Return nothing but the lines from the one with "What React, TypeScript" through the one with "import React from 'react';" in the data below, word for word and without pictures.

DATA SHOWN:
════════════════

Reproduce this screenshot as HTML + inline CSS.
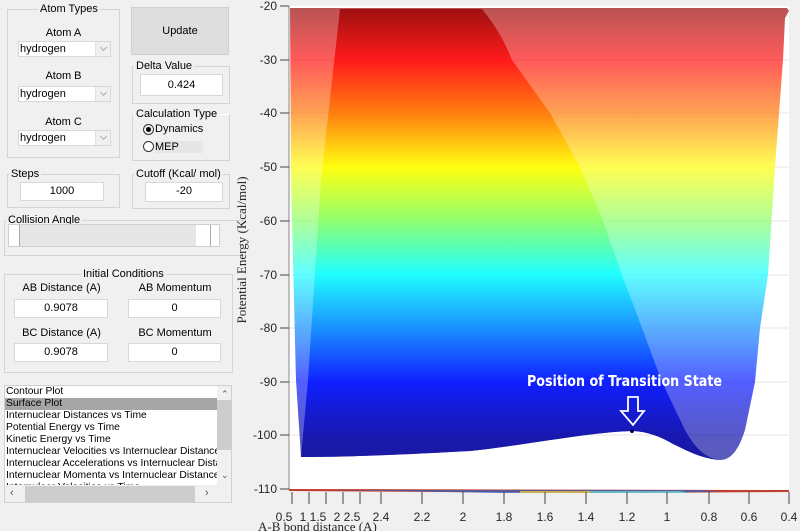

════════════════

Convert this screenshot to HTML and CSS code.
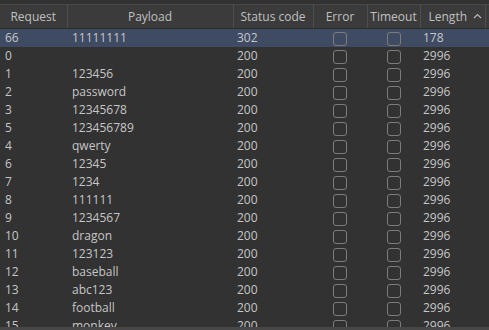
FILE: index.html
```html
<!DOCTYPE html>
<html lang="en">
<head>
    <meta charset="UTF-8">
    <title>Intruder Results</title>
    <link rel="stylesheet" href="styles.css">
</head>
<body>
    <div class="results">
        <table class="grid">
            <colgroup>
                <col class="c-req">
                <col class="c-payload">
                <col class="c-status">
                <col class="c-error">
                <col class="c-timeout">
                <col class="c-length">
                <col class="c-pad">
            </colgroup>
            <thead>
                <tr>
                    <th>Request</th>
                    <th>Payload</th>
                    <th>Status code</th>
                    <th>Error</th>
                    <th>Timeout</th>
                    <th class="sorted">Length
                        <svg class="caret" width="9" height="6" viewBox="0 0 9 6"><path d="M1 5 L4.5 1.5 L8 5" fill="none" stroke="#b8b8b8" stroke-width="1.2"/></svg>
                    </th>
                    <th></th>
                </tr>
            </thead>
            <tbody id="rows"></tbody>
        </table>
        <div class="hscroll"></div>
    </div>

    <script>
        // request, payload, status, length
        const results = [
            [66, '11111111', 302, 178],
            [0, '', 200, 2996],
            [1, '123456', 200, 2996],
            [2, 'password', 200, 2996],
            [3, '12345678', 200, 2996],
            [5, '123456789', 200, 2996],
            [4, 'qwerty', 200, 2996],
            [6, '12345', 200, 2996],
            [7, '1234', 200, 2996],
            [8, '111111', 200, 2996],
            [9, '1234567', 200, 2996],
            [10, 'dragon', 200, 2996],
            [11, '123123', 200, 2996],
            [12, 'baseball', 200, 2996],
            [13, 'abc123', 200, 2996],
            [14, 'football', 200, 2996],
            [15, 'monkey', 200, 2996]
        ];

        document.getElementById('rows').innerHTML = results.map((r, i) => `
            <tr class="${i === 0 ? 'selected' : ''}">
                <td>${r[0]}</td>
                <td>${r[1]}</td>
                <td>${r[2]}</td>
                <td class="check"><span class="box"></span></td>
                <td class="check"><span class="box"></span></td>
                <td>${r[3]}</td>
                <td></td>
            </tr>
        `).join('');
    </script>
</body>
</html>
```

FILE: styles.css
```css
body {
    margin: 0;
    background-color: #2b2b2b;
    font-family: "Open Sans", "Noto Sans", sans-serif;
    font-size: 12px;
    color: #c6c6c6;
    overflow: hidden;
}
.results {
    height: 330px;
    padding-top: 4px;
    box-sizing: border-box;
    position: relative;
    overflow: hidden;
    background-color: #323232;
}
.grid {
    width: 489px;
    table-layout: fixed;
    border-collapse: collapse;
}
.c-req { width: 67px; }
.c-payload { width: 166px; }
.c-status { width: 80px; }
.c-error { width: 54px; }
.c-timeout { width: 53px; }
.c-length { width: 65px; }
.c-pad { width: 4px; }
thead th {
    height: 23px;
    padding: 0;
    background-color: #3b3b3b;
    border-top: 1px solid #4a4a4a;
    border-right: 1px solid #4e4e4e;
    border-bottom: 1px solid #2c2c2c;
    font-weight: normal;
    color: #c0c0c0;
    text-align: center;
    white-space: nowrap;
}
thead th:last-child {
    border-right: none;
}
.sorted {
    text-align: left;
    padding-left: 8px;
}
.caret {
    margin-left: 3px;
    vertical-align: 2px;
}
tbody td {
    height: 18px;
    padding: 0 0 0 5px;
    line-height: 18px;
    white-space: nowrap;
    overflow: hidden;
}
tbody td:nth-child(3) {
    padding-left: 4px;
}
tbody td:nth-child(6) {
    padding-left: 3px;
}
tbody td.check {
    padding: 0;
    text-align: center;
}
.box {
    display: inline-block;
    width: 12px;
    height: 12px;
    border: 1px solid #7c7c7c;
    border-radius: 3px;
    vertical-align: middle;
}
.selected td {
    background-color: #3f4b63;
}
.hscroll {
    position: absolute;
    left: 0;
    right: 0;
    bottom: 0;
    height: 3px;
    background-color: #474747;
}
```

════════════════

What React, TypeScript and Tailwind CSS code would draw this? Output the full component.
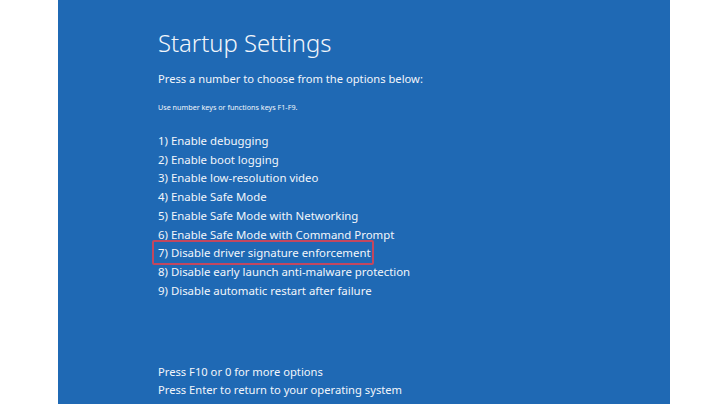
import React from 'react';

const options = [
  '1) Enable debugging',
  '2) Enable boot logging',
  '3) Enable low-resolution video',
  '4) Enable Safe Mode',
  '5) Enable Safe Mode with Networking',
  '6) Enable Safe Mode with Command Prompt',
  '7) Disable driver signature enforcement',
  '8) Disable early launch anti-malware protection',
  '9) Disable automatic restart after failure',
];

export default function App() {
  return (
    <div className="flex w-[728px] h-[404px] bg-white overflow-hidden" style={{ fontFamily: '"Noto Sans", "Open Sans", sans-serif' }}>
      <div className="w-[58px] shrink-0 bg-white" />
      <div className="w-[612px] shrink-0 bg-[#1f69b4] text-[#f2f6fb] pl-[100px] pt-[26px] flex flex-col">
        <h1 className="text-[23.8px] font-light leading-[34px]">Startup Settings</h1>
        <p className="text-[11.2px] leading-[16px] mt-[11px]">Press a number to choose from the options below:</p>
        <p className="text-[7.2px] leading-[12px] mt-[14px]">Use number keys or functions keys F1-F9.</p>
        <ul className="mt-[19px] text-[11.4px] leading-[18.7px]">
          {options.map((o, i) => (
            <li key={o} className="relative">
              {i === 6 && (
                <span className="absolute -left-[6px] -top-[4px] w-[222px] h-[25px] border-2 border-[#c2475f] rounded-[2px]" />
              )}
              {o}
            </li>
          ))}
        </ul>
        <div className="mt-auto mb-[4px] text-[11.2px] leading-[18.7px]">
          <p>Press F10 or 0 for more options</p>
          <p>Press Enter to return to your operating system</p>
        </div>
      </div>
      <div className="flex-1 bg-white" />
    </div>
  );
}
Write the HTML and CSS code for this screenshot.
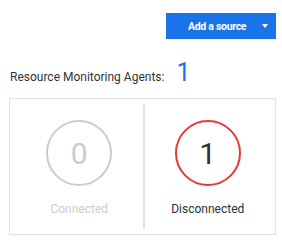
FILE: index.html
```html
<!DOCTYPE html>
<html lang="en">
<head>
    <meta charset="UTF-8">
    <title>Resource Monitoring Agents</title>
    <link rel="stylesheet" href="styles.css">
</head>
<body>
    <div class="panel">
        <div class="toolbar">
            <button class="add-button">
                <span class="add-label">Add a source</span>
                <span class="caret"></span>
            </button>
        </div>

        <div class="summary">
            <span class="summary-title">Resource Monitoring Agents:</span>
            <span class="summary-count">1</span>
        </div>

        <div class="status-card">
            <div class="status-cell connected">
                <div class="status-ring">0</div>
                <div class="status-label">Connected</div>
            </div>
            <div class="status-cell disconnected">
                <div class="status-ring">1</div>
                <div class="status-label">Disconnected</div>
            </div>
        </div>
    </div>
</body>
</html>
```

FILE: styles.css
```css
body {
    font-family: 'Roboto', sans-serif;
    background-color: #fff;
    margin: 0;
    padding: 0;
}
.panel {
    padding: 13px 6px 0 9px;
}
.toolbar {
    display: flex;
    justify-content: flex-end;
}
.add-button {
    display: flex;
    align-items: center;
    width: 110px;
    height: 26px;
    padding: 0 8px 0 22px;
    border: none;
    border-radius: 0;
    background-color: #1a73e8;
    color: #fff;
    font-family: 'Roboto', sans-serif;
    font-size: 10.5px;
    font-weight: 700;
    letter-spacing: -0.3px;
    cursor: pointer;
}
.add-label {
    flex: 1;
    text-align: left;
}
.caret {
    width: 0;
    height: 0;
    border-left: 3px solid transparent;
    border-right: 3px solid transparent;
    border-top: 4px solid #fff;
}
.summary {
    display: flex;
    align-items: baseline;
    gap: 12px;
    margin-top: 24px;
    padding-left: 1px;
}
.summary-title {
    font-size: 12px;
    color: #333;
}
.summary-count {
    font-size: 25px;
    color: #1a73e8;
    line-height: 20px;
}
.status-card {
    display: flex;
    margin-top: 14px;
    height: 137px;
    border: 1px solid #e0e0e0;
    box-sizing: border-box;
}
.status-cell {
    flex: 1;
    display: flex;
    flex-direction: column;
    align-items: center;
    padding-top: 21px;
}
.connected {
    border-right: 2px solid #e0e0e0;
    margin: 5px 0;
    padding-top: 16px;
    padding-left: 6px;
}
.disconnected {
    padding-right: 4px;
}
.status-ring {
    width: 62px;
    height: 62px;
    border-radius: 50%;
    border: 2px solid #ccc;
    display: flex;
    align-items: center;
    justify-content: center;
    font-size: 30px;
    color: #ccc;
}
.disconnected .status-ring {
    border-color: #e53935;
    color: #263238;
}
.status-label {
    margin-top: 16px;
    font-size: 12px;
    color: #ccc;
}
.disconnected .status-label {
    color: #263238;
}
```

════════════════

CORRECT RESPONSE:
What React, TypeScript and Tailwind CSS code would draw this? Output the full component.
import React from 'react';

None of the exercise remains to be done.